Data section:
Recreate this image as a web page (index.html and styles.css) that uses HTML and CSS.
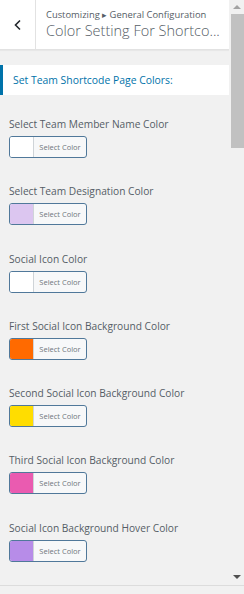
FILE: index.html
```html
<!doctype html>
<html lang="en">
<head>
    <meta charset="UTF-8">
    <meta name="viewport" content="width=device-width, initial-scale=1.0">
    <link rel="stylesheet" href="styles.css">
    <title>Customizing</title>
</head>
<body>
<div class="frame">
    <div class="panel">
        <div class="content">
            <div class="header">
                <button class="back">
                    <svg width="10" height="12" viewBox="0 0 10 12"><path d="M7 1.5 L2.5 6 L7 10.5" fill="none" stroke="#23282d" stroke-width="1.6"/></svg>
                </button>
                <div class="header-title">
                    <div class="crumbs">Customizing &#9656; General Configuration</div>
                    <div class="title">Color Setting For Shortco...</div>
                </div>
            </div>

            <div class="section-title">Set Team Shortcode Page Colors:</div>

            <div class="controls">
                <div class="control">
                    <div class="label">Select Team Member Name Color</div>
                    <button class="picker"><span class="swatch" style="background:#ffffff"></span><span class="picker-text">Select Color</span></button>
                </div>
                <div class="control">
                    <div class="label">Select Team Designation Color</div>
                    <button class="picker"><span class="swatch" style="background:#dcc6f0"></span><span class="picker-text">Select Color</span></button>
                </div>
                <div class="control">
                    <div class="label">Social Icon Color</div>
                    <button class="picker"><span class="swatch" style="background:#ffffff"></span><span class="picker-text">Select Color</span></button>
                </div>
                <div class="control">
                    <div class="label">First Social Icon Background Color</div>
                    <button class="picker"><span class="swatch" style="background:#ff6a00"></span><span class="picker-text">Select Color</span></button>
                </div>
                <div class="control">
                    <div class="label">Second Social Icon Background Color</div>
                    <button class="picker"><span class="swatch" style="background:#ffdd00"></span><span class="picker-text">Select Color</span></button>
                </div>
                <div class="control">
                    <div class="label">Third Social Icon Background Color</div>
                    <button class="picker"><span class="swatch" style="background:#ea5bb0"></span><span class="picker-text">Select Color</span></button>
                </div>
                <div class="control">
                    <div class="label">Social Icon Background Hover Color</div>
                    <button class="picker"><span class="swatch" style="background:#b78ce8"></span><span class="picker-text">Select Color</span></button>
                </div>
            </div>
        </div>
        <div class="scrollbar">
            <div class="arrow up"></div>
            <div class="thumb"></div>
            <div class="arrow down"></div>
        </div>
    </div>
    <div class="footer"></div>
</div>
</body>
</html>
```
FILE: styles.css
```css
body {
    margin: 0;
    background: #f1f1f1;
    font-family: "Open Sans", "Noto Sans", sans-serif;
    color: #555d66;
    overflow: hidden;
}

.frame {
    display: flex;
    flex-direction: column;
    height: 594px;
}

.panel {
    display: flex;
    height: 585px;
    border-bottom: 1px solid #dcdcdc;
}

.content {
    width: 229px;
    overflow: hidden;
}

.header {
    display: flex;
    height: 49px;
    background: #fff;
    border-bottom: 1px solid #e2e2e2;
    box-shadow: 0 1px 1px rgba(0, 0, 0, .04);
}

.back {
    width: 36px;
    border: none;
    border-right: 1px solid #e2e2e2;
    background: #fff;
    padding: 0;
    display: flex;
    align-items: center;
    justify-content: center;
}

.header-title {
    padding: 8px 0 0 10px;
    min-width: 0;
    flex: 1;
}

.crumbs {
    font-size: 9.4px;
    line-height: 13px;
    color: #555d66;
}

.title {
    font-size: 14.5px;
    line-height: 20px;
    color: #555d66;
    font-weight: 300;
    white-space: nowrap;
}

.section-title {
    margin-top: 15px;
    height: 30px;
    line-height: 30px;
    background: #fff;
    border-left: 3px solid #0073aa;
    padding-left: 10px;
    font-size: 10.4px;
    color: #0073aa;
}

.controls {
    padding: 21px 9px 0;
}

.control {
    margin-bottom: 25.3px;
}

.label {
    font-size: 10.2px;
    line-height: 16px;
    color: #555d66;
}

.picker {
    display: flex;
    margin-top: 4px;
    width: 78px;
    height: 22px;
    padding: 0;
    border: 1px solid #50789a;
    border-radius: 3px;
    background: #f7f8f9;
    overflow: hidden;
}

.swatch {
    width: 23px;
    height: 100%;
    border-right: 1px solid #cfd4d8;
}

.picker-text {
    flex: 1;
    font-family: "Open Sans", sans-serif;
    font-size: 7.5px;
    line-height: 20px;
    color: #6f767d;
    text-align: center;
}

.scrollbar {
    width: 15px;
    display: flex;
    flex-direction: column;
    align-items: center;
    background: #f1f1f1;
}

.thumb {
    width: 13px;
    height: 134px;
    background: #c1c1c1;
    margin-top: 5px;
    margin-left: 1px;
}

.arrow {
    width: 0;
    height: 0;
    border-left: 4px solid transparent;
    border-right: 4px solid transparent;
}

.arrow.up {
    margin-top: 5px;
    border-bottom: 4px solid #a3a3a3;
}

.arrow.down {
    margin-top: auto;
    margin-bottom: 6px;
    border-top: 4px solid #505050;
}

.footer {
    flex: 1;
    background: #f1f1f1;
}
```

The task: Within the material above, find the lines that contain the word "index"; copy them.

Solution for this exercise:
Recreate this image as a web page (index.html and styles.css) that uses HTML and CSS.
FILE: index.html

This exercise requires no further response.